BRIEF |
Repeat all the material exactly; pictures stay out of your copy.

PROVIDED MATERIAL |
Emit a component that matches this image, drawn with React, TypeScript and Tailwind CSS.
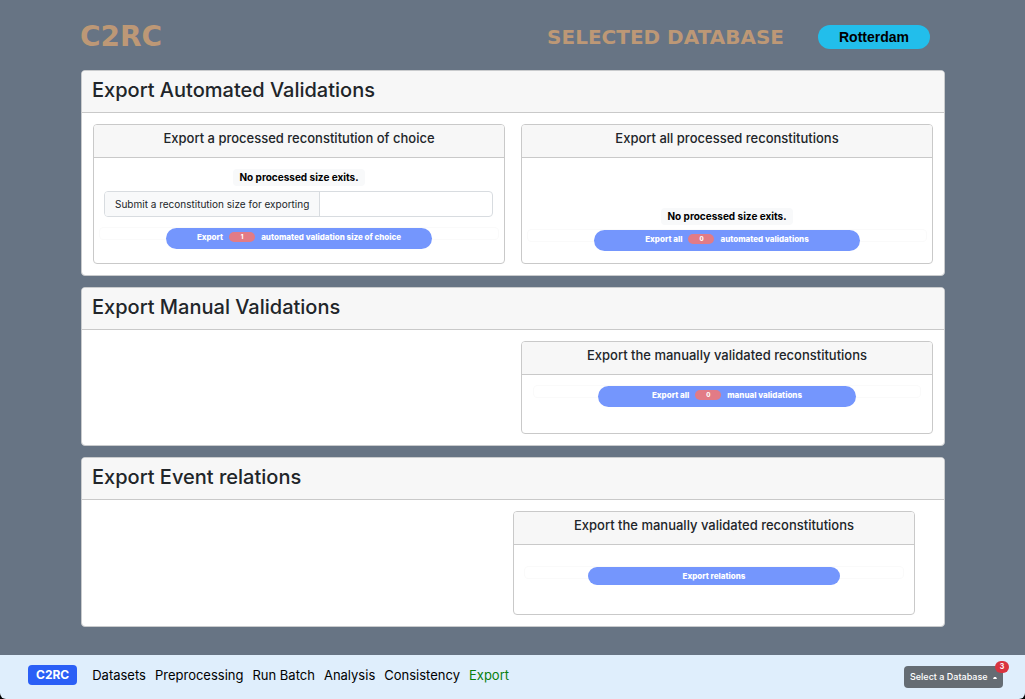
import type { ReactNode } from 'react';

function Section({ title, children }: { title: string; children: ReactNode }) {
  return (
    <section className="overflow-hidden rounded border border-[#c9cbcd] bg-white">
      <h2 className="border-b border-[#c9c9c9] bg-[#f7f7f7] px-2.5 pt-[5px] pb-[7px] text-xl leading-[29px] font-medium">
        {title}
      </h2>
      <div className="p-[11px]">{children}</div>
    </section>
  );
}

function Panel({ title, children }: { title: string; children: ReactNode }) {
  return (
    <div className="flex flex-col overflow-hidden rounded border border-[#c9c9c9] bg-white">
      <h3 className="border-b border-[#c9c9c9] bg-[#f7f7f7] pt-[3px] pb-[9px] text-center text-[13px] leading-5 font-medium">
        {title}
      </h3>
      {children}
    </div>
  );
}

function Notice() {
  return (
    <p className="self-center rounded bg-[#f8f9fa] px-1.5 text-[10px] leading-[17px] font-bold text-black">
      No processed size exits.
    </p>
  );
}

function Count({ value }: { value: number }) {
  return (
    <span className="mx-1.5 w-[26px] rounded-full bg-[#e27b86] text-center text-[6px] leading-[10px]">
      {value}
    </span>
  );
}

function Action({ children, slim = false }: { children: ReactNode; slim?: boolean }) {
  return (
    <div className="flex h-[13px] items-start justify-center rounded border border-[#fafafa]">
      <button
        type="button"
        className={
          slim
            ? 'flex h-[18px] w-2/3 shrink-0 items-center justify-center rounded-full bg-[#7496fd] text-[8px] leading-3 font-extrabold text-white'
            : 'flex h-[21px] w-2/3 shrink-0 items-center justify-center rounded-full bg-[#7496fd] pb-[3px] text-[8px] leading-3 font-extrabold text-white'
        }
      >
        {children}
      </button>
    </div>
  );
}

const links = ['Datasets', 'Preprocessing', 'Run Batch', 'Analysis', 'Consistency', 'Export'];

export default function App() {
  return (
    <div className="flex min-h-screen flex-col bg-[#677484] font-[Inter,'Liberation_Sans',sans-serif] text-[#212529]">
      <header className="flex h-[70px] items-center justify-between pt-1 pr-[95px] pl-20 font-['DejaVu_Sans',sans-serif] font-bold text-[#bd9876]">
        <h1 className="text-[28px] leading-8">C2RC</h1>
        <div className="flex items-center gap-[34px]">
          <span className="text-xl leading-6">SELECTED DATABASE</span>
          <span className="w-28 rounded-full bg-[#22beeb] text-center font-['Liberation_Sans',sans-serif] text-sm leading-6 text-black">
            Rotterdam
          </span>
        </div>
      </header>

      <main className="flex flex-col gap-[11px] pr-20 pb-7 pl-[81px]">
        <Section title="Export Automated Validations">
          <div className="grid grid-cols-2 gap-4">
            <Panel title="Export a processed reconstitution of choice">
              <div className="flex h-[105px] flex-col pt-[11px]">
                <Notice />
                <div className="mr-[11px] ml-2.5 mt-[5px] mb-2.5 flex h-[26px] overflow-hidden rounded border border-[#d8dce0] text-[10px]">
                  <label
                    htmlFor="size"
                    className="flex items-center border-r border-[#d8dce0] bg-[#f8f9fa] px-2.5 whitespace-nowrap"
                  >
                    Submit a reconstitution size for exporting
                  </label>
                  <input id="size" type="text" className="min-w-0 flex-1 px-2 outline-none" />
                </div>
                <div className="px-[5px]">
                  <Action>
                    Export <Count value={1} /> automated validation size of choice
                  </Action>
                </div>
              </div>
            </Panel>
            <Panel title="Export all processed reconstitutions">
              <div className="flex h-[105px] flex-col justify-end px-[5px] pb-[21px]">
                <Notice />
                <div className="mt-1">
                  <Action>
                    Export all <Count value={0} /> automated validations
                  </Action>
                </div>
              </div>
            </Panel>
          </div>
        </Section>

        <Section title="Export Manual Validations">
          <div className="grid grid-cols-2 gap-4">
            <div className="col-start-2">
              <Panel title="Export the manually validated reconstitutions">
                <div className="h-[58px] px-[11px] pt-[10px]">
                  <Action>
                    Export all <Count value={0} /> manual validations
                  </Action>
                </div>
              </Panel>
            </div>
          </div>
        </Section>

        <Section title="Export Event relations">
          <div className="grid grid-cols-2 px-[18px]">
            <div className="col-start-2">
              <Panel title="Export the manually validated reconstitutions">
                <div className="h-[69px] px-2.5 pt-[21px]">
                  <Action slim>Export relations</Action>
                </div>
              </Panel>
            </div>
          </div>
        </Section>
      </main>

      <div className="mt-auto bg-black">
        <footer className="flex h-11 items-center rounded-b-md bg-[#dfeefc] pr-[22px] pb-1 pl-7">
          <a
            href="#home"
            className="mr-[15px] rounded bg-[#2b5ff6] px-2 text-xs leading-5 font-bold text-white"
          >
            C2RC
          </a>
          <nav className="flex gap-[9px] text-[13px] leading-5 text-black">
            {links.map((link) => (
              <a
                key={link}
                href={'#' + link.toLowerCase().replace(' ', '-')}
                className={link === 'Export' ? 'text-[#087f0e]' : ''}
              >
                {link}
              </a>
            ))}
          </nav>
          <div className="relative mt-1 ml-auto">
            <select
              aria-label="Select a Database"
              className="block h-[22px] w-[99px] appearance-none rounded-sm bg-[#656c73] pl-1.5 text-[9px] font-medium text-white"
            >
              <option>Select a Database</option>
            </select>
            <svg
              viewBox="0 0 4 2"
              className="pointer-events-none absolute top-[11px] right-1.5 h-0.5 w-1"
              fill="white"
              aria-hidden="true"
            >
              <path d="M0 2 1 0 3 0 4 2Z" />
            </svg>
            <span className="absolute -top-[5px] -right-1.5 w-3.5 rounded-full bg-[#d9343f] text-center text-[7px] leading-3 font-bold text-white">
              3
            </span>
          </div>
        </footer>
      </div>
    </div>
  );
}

RESULT FOR THIS EXERCISE |
Emit a component that matches this image, drawn with React, TypeScript and Tailwind CSS.
import type { ReactNode } from 'react';

function Section({ title, children }: { title: string; children: ReactNode }) {
  return (
    <section className="overflow-hidden rounded border border-[#c9cbcd] bg-white">
      <h2 className="border-b border-[#c9c9c9] bg-[#f7f7f7] px-2.5 pt-[5px] pb-[7px] text-xl leading-[29px] font-medium">
        {title}
      </h2>
      <div className="p-[11px]">{children}</div>
    </section>
  );
}

function Panel({ title, children }: { title: string; children: ReactNode }) {
  return (
    <div className="flex flex-col overflow-hidden rounded border border-[#c9c9c9] bg-white">
      <h3 className="border-b border-[#c9c9c9] bg-[#f7f7f7] pt-[3px] pb-[9px] text-center text-[13px] leading-5 font-medium">
        {title}
      </h3>
      {children}
    </div>
  );
}

function Notice() {
  return (
    <p className="self-center rounded bg-[#f8f9fa] px-1.5 text-[10px] leading-[17px] font-bold text-black">
      No processed size exits.
    </p>
  );
}

function Count({ value }: { value: number }) {
  return (
    <span className="mx-1.5 w-[26px] rounded-full bg-[#e27b86] text-center text-[6px] leading-[10px]">
      {value}
    </span>
  );
}

function Action({ children, slim = false }: { children: ReactNode; slim?: boolean }) {
  return (
    <div className="flex h-[13px] items-start justify-center rounded border border-[#fafafa]">
      <button
        type="button"
        className={
          slim
            ? 'flex h-[18px] w-2/3 shrink-0 items-center justify-center rounded-full bg-[#7496fd] text-[8px] leading-3 font-extrabold text-white'
            : 'flex h-[21px] w-2/3 shrink-0 items-center justify-center rounded-full bg-[#7496fd] pb-[3px] text-[8px] leading-3 font-extrabold text-white'
        }
      >
        {children}
      </button>
    </div>
  );
}

const links = ['Datasets', 'Preprocessing', 'Run Batch', 'Analysis', 'Consistency', 'Export'];

export default function App() {
  return (
    <div className="flex min-h-screen flex-col bg-[#677484] font-[Inter,'Liberation_Sans',sans-serif] text-[#212529]">
      <header className="flex h-[70px] items-center justify-between pt-1 pr-[95px] pl-20 font-['DejaVu_Sans',sans-serif] font-bold text-[#bd9876]">
        <h1 className="text-[28px] leading-8">C2RC</h1>
        <div className="flex items-center gap-[34px]">
          <span className="text-xl leading-6">SELECTED DATABASE</span>
          <span className="w-28 rounded-full bg-[#22beeb] text-center font-['Liberation_Sans',sans-serif] text-sm leading-6 text-black">
            Rotterdam
          </span>
        </div>
      </header>

      <main className="flex flex-col gap-[11px] pr-20 pb-7 pl-[81px]">
        <Section title="Export Automated Validations">
          <div className="grid grid-cols-2 gap-4">
            <Panel title="Export a processed reconstitution of choice">
              <div className="flex h-[105px] flex-col pt-[11px]">
                <Notice />
                <div className="mr-[11px] ml-2.5 mt-[5px] mb-2.5 flex h-[26px] overflow-hidden rounded border border-[#d8dce0] text-[10px]">
                  <label
                    htmlFor="size"
                    className="flex items-center border-r border-[#d8dce0] bg-[#f8f9fa] px-2.5 whitespace-nowrap"
                  >
                    Submit a reconstitution size for exporting
                  </label>
                  <input id="size" type="text" className="min-w-0 flex-1 px-2 outline-none" />
                </div>
                <div className="px-[5px]">
                  <Action>
                    Export <Count value={1} /> automated validation size of choice
                  </Action>
                </div>
              </div>
            </Panel>
            <Panel title="Export all processed reconstitutions">
              <div className="flex h-[105px] flex-col justify-end px-[5px] pb-[21px]">
                <Notice />
                <div className="mt-1">
                  <Action>
                    Export all <Count value={0} /> automated validations
                  </Action>
                </div>
              </div>
            </Panel>
          </div>
        </Section>

        <Section title="Export Manual Validations">
          <div className="grid grid-cols-2 gap-4">
            <div className="col-start-2">
              <Panel title="Export the manually validated reconstitutions">
                <div className="h-[58px] px-[11px] pt-[10px]">
                  <Action>
                    Export all <Count value={0} /> manual validations
                  </Action>
                </div>
              </Panel>
            </div>
          </div>
        </Section>

        <Section title="Export Event relations">
          <div className="grid grid-cols-2 px-[18px]">
            <div className="col-start-2">
              <Panel title="Export the manually validated reconstitutions">
                <div className="h-[69px] px-2.5 pt-[21px]">
                  <Action slim>Export relations</Action>
                </div>
              </Panel>
            </div>
          </div>
        </Section>
      </main>

      <div className="mt-auto bg-black">
        <footer className="flex h-11 items-center rounded-b-md bg-[#dfeefc] pr-[22px] pb-1 pl-7">
          <a
            href="#home"
            className="mr-[15px] rounded bg-[#2b5ff6] px-2 text-xs leading-5 font-bold text-white"
          >
            C2RC
          </a>
          <nav className="flex gap-[9px] text-[13px] leading-5 text-black">
            {links.map((link) => (
              <a
                key={link}
                href={'#' + link.toLowerCase().replace(' ', '-')}
                className={link === 'Export' ? 'text-[#087f0e]' : ''}
              >
                {link}
              </a>
            ))}
          </nav>
          <div className="relative mt-1 ml-auto">
            <select
              aria-label="Select a Database"
              className="block h-[22px] w-[99px] appearance-none rounded-sm bg-[#656c73] pl-1.5 text-[9px] font-medium text-white"
            >
              <option>Select a Database</option>
            </select>
            <svg
              viewBox="0 0 4 2"
              className="pointer-events-none absolute top-[11px] right-1.5 h-0.5 w-1"
              fill="white"
              aria-hidden="true"
            >
              <path d="M0 2 1 0 3 0 4 2Z" />
            </svg>
            <span className="absolute -top-[5px] -right-1.5 w-3.5 rounded-full bg-[#d9343f] text-center text-[7px] leading-3 font-bold text-white">
              3
            </span>
          </div>
        </footer>
      </div>
    </div>
  );
}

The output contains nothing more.